Say we had code like,
a + b
Statically compiled code might look like load a from stack to register
load b from stack to register
add a and b
A VM would look like load opcode from state to register
compute opcode address # nullop or two loads and index
jump to opcode block
load a from state to register
load b from state to register
add a and b
All of that is easily pipelined, especially by the very latest processors which speculate through indirect jumps (which is why we have Spectre, etc). The above is idealized but well reflects, I think, how modern register-based software VMs work.But when you have a JIT for a dynamically typed language, the entry and exit points of both interpreted sequences and JIT'd sequences require many more instructions to manage bookkeeping, exploding the cost. JIT'ing only works if you can compile blocks of code large enough that the benefits exceed the bookkeeping costs. But that's a tall order for dynamically typed languages where runtime mutations can invalidate JIT'd blocks at many points in a sequence, such as with prototype-based languages.

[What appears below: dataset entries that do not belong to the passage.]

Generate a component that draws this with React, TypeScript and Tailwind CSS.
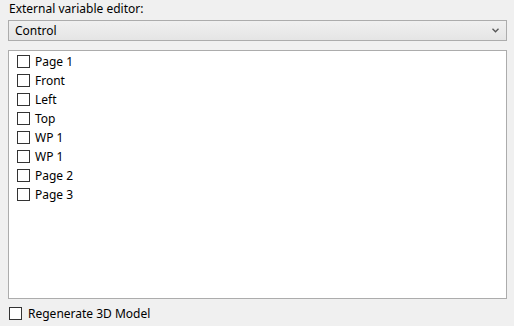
import React from "react";

const items = ["Page 1", "Front", "Left", "Top", "WP 1", "WP 1", "Page 2", "Page 3"];

const Box = () => (
  <span className="block w-[13px] h-[13px] border border-[#333333] bg-white shrink-0" />
);

export default function App() {
  return (
    <div
      className="w-[514px] h-[326px] bg-[#f0f0f0] text-[12px] text-black overflow-hidden"
      style={{ fontFamily: '"Noto Sans", "Open Sans", sans-serif' }}
    >
      <div className="pl-[9px] pt-[1px] h-[20px] leading-[16px]">External variable editor:</div>

      {/* dropdown */}
      <div className="ml-[8px] w-[499px] h-[21px] border border-[#acacac] bg-gradient-to-b from-[#f0f0f0] to-[#e5e5e5] flex items-center justify-between pl-[6px] pr-[7px]">
        <span className="leading-[16px]">Control</span>
        <svg width="7" height="5" viewBox="0 0 7 5" className="text-[#555555]">
          <path d="M0.5 0.8 L3.5 3.8 L6.5 0.8" fill="none" stroke="currentColor" strokeWidth="1.3" />
        </svg>
      </div>

      {/* list */}
      <div className="ml-[8px] mt-[9px] w-[499px] h-[249px] border border-[#acacac] bg-white pt-[1px] pl-[8px]">
        {items.map((label, i) => (
          <div key={i} className="flex items-center h-[19px] gap-[5px]">
            <Box />
            <span className="leading-[16px]">{label}</span>
          </div>
        ))}
      </div>

      <div className="flex items-center gap-[6px] pl-[9px] mt-[7px] h-[15px]">
        <Box />
        <span className="leading-[16px]">Regenerate 3D Model</span>
      </div>
    </div>
  );
}
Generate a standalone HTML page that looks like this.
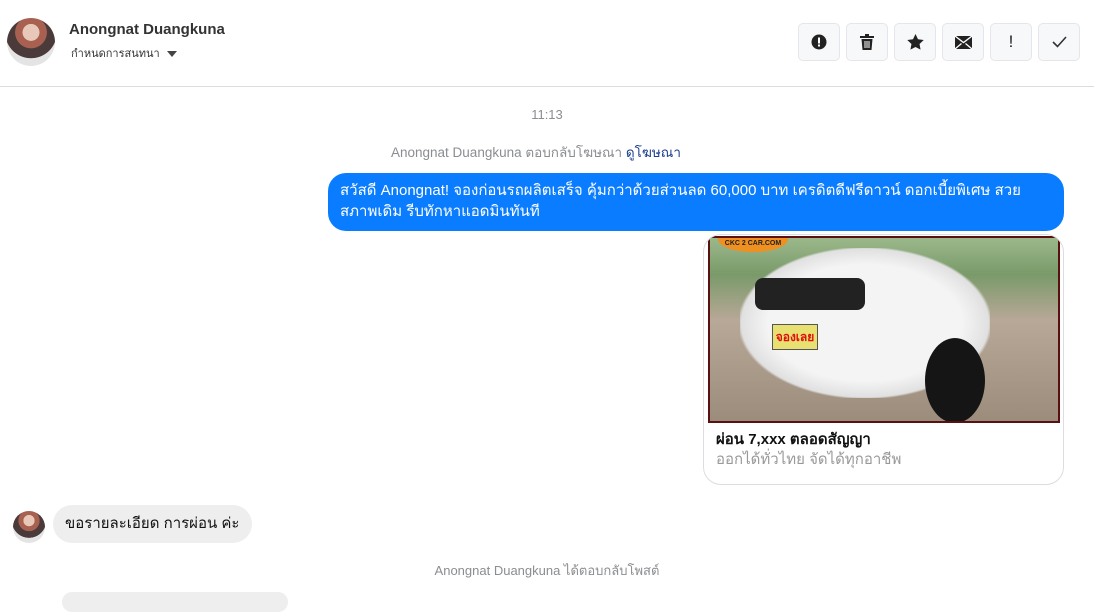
<!DOCTYPE html>
<html><head><meta charset="utf-8"><style>
*{box-sizing:border-box;margin:0;padding:0}
body{width:1094px;height:594px;overflow:hidden;background:#fff;font-family:"Liberation Sans","DejaVu Sans",sans-serif;position:relative}
.abs{position:absolute}
.btn{position:absolute;top:23px;width:42px;height:38px;border:1px solid #e4e6ea;border-radius:5px;background:#f7f8fa;display:flex;align-items:center;justify-content:center}
.av{border-radius:50%;background:radial-gradient(circle at 50% 30%,#e8c8b8 0 20%,#a86050 21% 38%,#4a3a3a 39% 62%,#e4e4e4 63%)}
</style></head><body>
<div class="abs av" style="left:7px;top:18px;width:48px;height:48px"></div>
<div class="abs" style="left:69px;top:21px;font-size:15px;font-weight:bold;color:#333">Anongnat Duangkuna</div>
<div class="abs" style="left:71px;top:44px;font-size:11px;color:#333">กำหนดการสนทนา <span style="display:inline-block;margin-left:4px;border-left:5px solid transparent;border-right:5px solid transparent;border-top:6px solid #444;vertical-align:middle"></span></div>

<div class="btn" style="left:798px"><svg width="16" height="16" viewBox="0 0 16 16"><circle cx="8" cy="8" r="7.5" fill="#222"/><rect x="7" y="3.5" width="2" height="6" fill="#fff"/><rect x="7" y="10.5" width="2" height="2" fill="#fff"/></svg></div>
<div class="btn" style="left:846px"><svg width="14" height="16" viewBox="0 0 14 16"><rect x="0" y="2" width="14" height="2" fill="#222"/><rect x="5" y="0" width="4" height="2" fill="#222"/><path d="M1.5 5h11l-1 11h-9z" fill="#222"/><rect x="4.5" y="7" width="1" height="7" fill="#fff"/><rect x="6.5" y="7" width="1" height="7" fill="#fff"/><rect x="8.5" y="7" width="1" height="7" fill="#fff"/></svg></div>
<div class="btn" style="left:894px"><svg width="17" height="16" viewBox="0 0 24 23"><path d="M12 0l3.6 7.5 8.2 1.1-6 5.7 1.5 8.2L12 18.6 4.7 22.5l1.5-8.2-6-5.7 8.2-1.1z" fill="#222"/></svg></div>
<div class="btn" style="left:942px"><svg width="17" height="13" viewBox="0 0 17 13"><rect width="17" height="13" fill="#222"/><path d="M0 0l8.5 6.5L17 0M0 13l6.5-5.5M17 13l-6.5-5.5" stroke="#fff" stroke-width="1.3" fill="none"/></svg></div>
<div class="btn" style="left:990px;font-size:17px;color:#222">!</div>
<div class="btn" style="left:1038px"><svg width="15" height="12" viewBox="0 0 15 12"><path d="M1 6l4.5 4.5L14 1" stroke="#333" stroke-width="1.6" fill="none"/></svg></div>
<div class="abs" style="left:0;top:86px;width:1094px;height:1px;background:#dcdde1"></div>

<div class="abs" style="left:0;width:1094px;top:107px;text-align:center;font-size:13px;color:#8a8d91">11:13</div>
<div class="abs" style="left:391px;top:141px;font-size:13.5px;color:#8a8d91">Anongnat Duangkuna ตอบกลับโฆษณา <span style="color:#1a3d8c">ดูโฆษณา</span></div>

<div class="abs" style="left:328px;top:173px;width:736px;height:58px;background:#0a7cff;border-radius:18px;color:#fff;font-size:15px;line-height:21px;padding:7px 30px 8px 12px">สวัสดี Anongnat! จองก่อนรถผลิตเสร็จ คุ้มกว่าด้วยส่วนลด 60,000 บาท เครดิตดีฟรีดาวน์ ดอกเบี้ยพิเศษ สวย สภาพเดิม รีบทักหาแอดมินทันที</div>

<div class="abs" style="left:703px;top:234px;width:361px;height:251px;border:1px solid #dcdde1;border-radius:18px;overflow:hidden">
 <div class="abs" style="left:4px;top:1px;width:352px;height:187px;background:#5a1010;padding:2px">
  <div style="width:100%;height:100%;background:linear-gradient(180deg,#9bb88a 0%,#7a9a6a 20%,#b8a898 45%,#9c8c7c 100%);position:relative;overflow:hidden">
   <div class="abs" style="left:30px;top:10px;width:250px;height:150px;background:radial-gradient(ellipse at 50% 50%,#f4f4f4 0 55%,#e0e0e0 70%,transparent 72%)"></div>
   <div class="abs" style="left:45px;top:40px;width:110px;height:32px;background:#222;border-radius:8px"></div>
   <div class="abs" style="left:215px;top:100px;width:60px;height:85px;background:#151515;border-radius:50%"></div>
   <div class="abs" style="left:8px;top:-12px;width:70px;height:26px;background:#f09020;border-radius:50%;font-size:7px;text-align:center;padding-top:14px;color:#222;font-weight:bold">CKC 2 CAR.COM</div>
   <div class="abs" style="left:62px;top:86px;width:46px;height:26px;background:#e8e070;border:1px solid #555;color:#e01010;font-weight:bold;font-size:12px;text-align:center;line-height:24px">จองเลย</div>
  </div>
 </div>
 <div class="abs" style="left:12px;top:192px;font-size:15px;font-weight:bold;color:#111">ผ่อน 7,xxx ตลอดสัญญา</div>
 <div class="abs" style="left:12px;top:212px;font-size:15px;color:#999">ออกได้ทั่วไทย จัดได้ทุกอาชีพ</div>
</div>

<div class="abs av" style="left:13px;top:511px;width:32px;height:32px"></div>
<div class="abs" style="left:53px;top:505px;height:38px;padding:0 12px;background:#eeeeee;border-radius:19px;font-size:15px;line-height:38px;color:#111">ขอรายละเอียด การผ่อน ค่ะ</div>
<div class="abs" style="left:0;width:1094px;top:560px;text-align:center;font-size:13px;color:#8a8d91">Anongnat Duangkuna ได้ตอบกลับโพสต์</div>
<div class="abs" style="left:62px;top:592px;width:226px;height:20px;background:#eee;border-radius:10px"></div>
</body></html>
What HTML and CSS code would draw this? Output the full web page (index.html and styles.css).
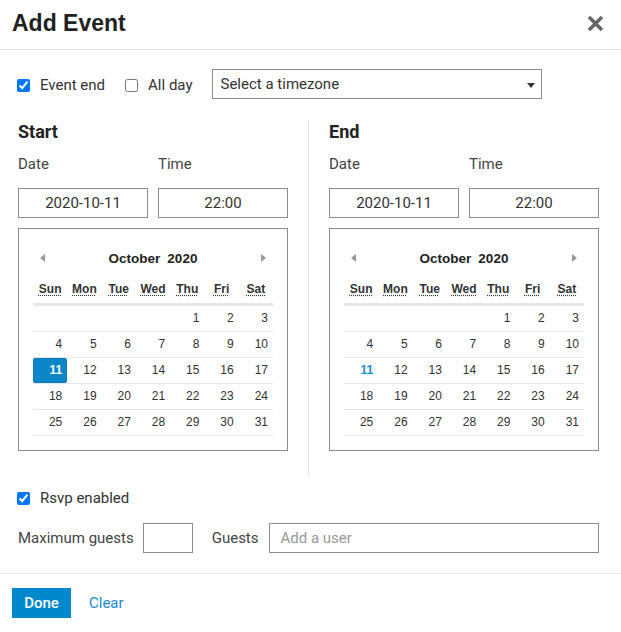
FILE: index.html
```html
<!DOCTYPE html>
<html lang="en">
<head>
    <meta charset="UTF-8">
    <title>Add Event</title>
    <link rel="stylesheet" href="styles.css">
</head>
<body>
    <div class="modal">
        <!-- Kopfzeile -->
        <header class="modal-header">
            <h1>Add Event</h1>
            <button class="close" title="Close">
                <svg width="17" height="17" viewBox="0 0 17 17"><path d="M2 2 L15 15 M15 2 L2 15" stroke="#666" stroke-width="3.6" fill="none"/></svg>
            </button>
        </header>

        <section class="modal-body">
            <div class="options-row">
                <label class="check"><input type="checkbox" checked>Event end</label>
                <label class="check"><input type="checkbox">All day</label>
                <div class="select">
                    <span>Select a timezone</span>
                    <span class="caret"></span>
                </div>
            </div>

            <div class="columns">
                <div class="col">
                    <h2>Start</h2>
                    <div class="fields">
                        <div class="field"><label>Date</label><input type="text" value="2020-10-11"></div>
                        <div class="field"><label>Time</label><input type="text" value="22:00"></div>
                    </div>
                    <div class="calendar">
                        <div class="cal-nav">
                            <span class="arrow prev"></span>
                            <span class="cal-title"><span>October</span><span>2020</span></span>
                            <span class="arrow next"></span>
                        </div>
                        <table>
                            <thead>
                                <tr><th><abbr title="Sunday">Sun</abbr></th><th><abbr title="Monday">Mon</abbr></th><th><abbr title="Tuesday">Tue</abbr></th><th><abbr title="Wednesday">Wed</abbr></th><th><abbr title="Thursday">Thu</abbr></th><th><abbr title="Friday">Fri</abbr></th><th><abbr title="Saturday">Sat</abbr></th></tr>
                            </thead>
                            <tbody>
                                <tr><td></td><td></td><td></td><td></td><td><span>1</span></td><td><span>2</span></td><td><span>3</span></td></tr>
                                <tr><td><span>4</span></td><td><span>5</span></td><td><span>6</span></td><td><span>7</span></td><td><span>8</span></td><td><span>9</span></td><td><span>10</span></td></tr>
                                <tr><td><span class="selected">11</span></td><td><span>12</span></td><td><span>13</span></td><td><span>14</span></td><td><span>15</span></td><td><span>16</span></td><td><span>17</span></td></tr>
                                <tr><td><span>18</span></td><td><span>19</span></td><td><span>20</span></td><td><span>21</span></td><td><span>22</span></td><td><span>23</span></td><td><span>24</span></td></tr>
                                <tr><td><span>25</span></td><td><span>26</span></td><td><span>27</span></td><td><span>28</span></td><td><span>29</span></td><td><span>30</span></td><td><span>31</span></td></tr>
                            </tbody>
                        </table>
                    </div>
                </div>

                <div class="col col-end">
                    <h2>End</h2>
                    <div class="fields">
                        <div class="field"><label>Date</label><input type="text" value="2020-10-11"></div>
                        <div class="field"><label>Time</label><input type="text" value="22:00"></div>
                    </div>
                    <div class="calendar">
                        <div class="cal-nav">
                            <span class="arrow prev"></span>
                            <span class="cal-title"><span>October</span><span>2020</span></span>
                            <span class="arrow next"></span>
                        </div>
                        <table>
                            <thead>
                                <tr><th><abbr title="Sunday">Sun</abbr></th><th><abbr title="Monday">Mon</abbr></th><th><abbr title="Tuesday">Tue</abbr></th><th><abbr title="Wednesday">Wed</abbr></th><th><abbr title="Thursday">Thu</abbr></th><th><abbr title="Friday">Fri</abbr></th><th><abbr title="Saturday">Sat</abbr></th></tr>
                            </thead>
                            <tbody>
                                <tr><td></td><td></td><td></td><td></td><td><span>1</span></td><td><span>2</span></td><td><span>3</span></td></tr>
                                <tr><td><span>4</span></td><td><span>5</span></td><td><span>6</span></td><td><span>7</span></td><td><span>8</span></td><td><span>9</span></td><td><span>10</span></td></tr>
                                <tr><td><span class="today">11</span></td><td><span>12</span></td><td><span>13</span></td><td><span>14</span></td><td><span>15</span></td><td><span>16</span></td><td><span>17</span></td></tr>
                                <tr><td><span>18</span></td><td><span>19</span></td><td><span>20</span></td><td><span>21</span></td><td><span>22</span></td><td><span>23</span></td><td><span>24</span></td></tr>
                                <tr><td><span>25</span></td><td><span>26</span></td><td><span>27</span></td><td><span>28</span></td><td><span>29</span></td><td><span>30</span></td><td><span>31</span></td></tr>
                            </tbody>
                        </table>
                    </div>
                </div>
            </div>

            <label class="check rsvp"><input type="checkbox" checked>Rsvp enabled</label>

            <div class="guests-row">
                <label>Maximum guests</label>
                <input type="text" class="max-input">
                <label class="guests-label">Guests</label>
                <input type="text" class="guests-input" placeholder="Add a user">
            </div>
        </section>

        <!-- Fußzeile -->
        <footer class="modal-footer">
            <button class="btn-done">Done</button>
            <button class="btn-clear">Clear</button>
        </footer>
    </div>
</body>
</html>
```

FILE: styles.css
```css
/* Grundlayout */
body {
    margin: 0;
    background-color: white;
    font-family: Roboto, "Liberation Sans", sans-serif;
    color: #333;
}

.modal {
    width: 621px;
}

/* Kopfzeile */
.modal-header {
    height: 50px;
    box-sizing: border-box;
    padding: 9px 17px 0 12px;
    border-bottom: 1px solid #e6e6e6;
    display: flex;
    justify-content: space-between;
    align-items: flex-start;
}

.modal-header h1 {
    margin: 0;
    font-family: "Liberation Sans", Arial, sans-serif;
    font-size: 23px;
    line-height: 28px;
    font-weight: bold;
    color: #222;
}

.close {
    margin-top: 6px;
    padding: 0;
    border: none;
    background: none;
    width: 17px;
    height: 17px;
    cursor: pointer;
}

.close svg {
    display: block;
}

/* Inhalt */
.modal-body {
    padding: 19px 22px 20px 18px;
}

.check {
    display: flex;
    align-items: center;
    font-size: 15px;
    line-height: 18px;
    color: #333;
}

.check input {
    margin: 1px 10px 0 -1px;
    width: 13px;
    height: 13px;
}

.options-row {
    display: flex;
    align-items: center;
    height: 30px;
}

.options-row .check {
    padding-top: 2px;
}

.options-row .check + .check {
    margin-left: 21px;
}

.select {
    margin-left: 19px;
    width: 330px;
    height: 30px;
    box-sizing: border-box;
    border: 1px solid #8c8c8c;
    display: flex;
    align-items: center;
    justify-content: space-between;
    padding: 0 6px 0 8px;
    font-size: 15px;
    color: #333;
}

.caret {
    width: 0;
    height: 0;
    border-left: 4.5px solid transparent;
    border-right: 4.5px solid transparent;
    border-top: 5px solid #333;
    margin-top: 2px;
}

/* Start / End Spalten */
.columns {
    margin-top: 21px;
    display: grid;
    grid-template-columns: 270px 291px;
    column-gap: 20px;
}

.col {
    padding-bottom: 26px;
}

.col-end {
    border-left: 1px solid #e6e6e6;
    padding-left: 20px;
}

.col h2 {
    margin: 0;
    padding-top: 1px;
    font-size: 18px;
    line-height: 22px;
    font-weight: bold;
    color: #222;
}

.fields {
    margin-top: 12px;
    display: flex;
    gap: 10px;
}

.field {
    display: flex;
    flex-direction: column;
    width: 130px;
}

.field label {
    font-size: 15px;
    line-height: 18px;
    color: #444;
}

.field input {
    margin-top: 15px;
    width: 130px;
    height: 30px;
    box-sizing: border-box;
    border: 1px solid #8c8c8c;
    padding: 0;
    text-align: center;
    font-family: Roboto, sans-serif;
    font-size: 15px;
    color: #333;
}

/* Kalender */
.calendar {
    margin-top: 10px;
    width: 270px;
    box-sizing: border-box;
    border: 1px solid #8c8c8c;
    padding: 14px;
    font-family: "Liberation Sans", Arial, sans-serif;
    color: #333;
}

.cal-nav {
    height: 30px;
    display: flex;
    align-items: center;
    justify-content: space-between;
    padding: 0 7px;
}

.cal-title {
    display: flex;
    gap: 7px;
    font-size: 13.5px;
    font-weight: bold;
    color: #222;
}

.arrow {
    width: 0;
    height: 0;
    border-top: 4.5px solid transparent;
    border-bottom: 4.5px solid transparent;
}

.arrow.prev {
    border-right: 5px solid #999;
}

.arrow.next {
    border-left: 5px solid #999;
}

.calendar table {
    width: 100%;
    border-collapse: collapse;
    table-layout: fixed;
}

.calendar th {
    height: 28px;
    padding: 2px 0 0;
    font-size: 12px;
    font-weight: bold;
    text-align: center;
    vertical-align: middle;
    border-bottom: 3px solid #e6e6e6;
}

.calendar abbr {
    text-decoration: underline dotted;
    text-underline-offset: 2px;
}

.calendar td {
    height: 25px;
    padding: 0;
    border-bottom: 1px solid #e6e6e6;
    font-size: 12px;
}

.calendar td span {
    display: block;
    height: 25px;
    line-height: 25px;
    text-align: right;
    padding-right: 5px;
}

.calendar td span.selected {
    background-color: #0a86c9;
    color: white;
    font-weight: bold;
    border-radius: 3px;
    box-shadow: inset 0 0 0 1px #0b7dbb;
}

.calendar td span.today {
    color: #1a8fd3;
    font-weight: bold;
}

/* RSVP */
.rsvp {
    margin-top: 11px;
    height: 20px;
}

.guests-row {
    margin-top: 15px;
    display: flex;
    align-items: center;
    font-size: 15px;
    color: #444;
    white-space: nowrap;
}

.guests-row label,
.guests-row input {
    flex-shrink: 0;
}

.guests-row input {
    height: 30px;
    box-sizing: border-box;
    border: 1px solid #8c8c8c;
    font-family: Roboto, sans-serif;
    font-size: 15px;
}

.max-input {
    margin-left: 9px;
    width: 50px;
}

.guests-label {
    margin-left: 19px;
}

.guests-input {
    margin-left: 10px;
    width: 330px;
    padding: 0 11px;
}

.guests-input::placeholder {
    color: #999;
}

/* Fußzeile */
.modal-footer {
    border-top: 1px solid #e6e6e6;
    padding: 14px 12px;
    display: flex;
    align-items: center;
}

.btn-done {
    width: 59px;
    height: 30px;
    border: none;
    background-color: #0088cc;
    color: white;
    font-family: Roboto, sans-serif;
    font-size: 15px;
    font-weight: 500;
    cursor: pointer;
}

.btn-clear {
    margin-left: 10px;
    border: none;
    background: none;
    color: #1e8ad2;
    font-family: Roboto, sans-serif;
    font-size: 15px;
    padding: 0 8px;
    cursor: pointer;
}
```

Getting "[p]roperly optimized JIT output" is the crux of the problem. It takes significant instrumentation and indirection to create and maintain "[p]roperly optimized JIT output". You can't compare the optimized machine code sequences to the analogous interpreted sequences, independent of the surrounding machinery.
Much of the performance benefit of statically compiled code isn't in execution, per se, but in the data structures. A language like Lua is constantly indexing hash tables[1] for even simple record objects, whereas in C you're usually doing direct memory references. But transforming hash table lookups in a dynamic language into direct memory references a la statically compiled C structs is extremely hard if not impossible. Engines like V8 manage to do it much of the time in the context of loading prototype methods, but for ad hoc runtime data structures I don't think it can optimize that at all.
But if your code is primarily operating on, e.g., JSON trees, it wouldn't matter one way or another. If your statically compiled code isn't benefiting from direct memory addressing of data (as is the case with many types of applications) then statically compiled, JIT'd, and interpreted code can have similar runtime profiles, and in many cases you can't even be sure which will be faster in real-world systems.
[1] Lua has opcodes for this so the cost is fixed and small relative to raw C code doing the lookup. And strings in Lua are interned so lookup is usually as simple as a mask and direct index into an array.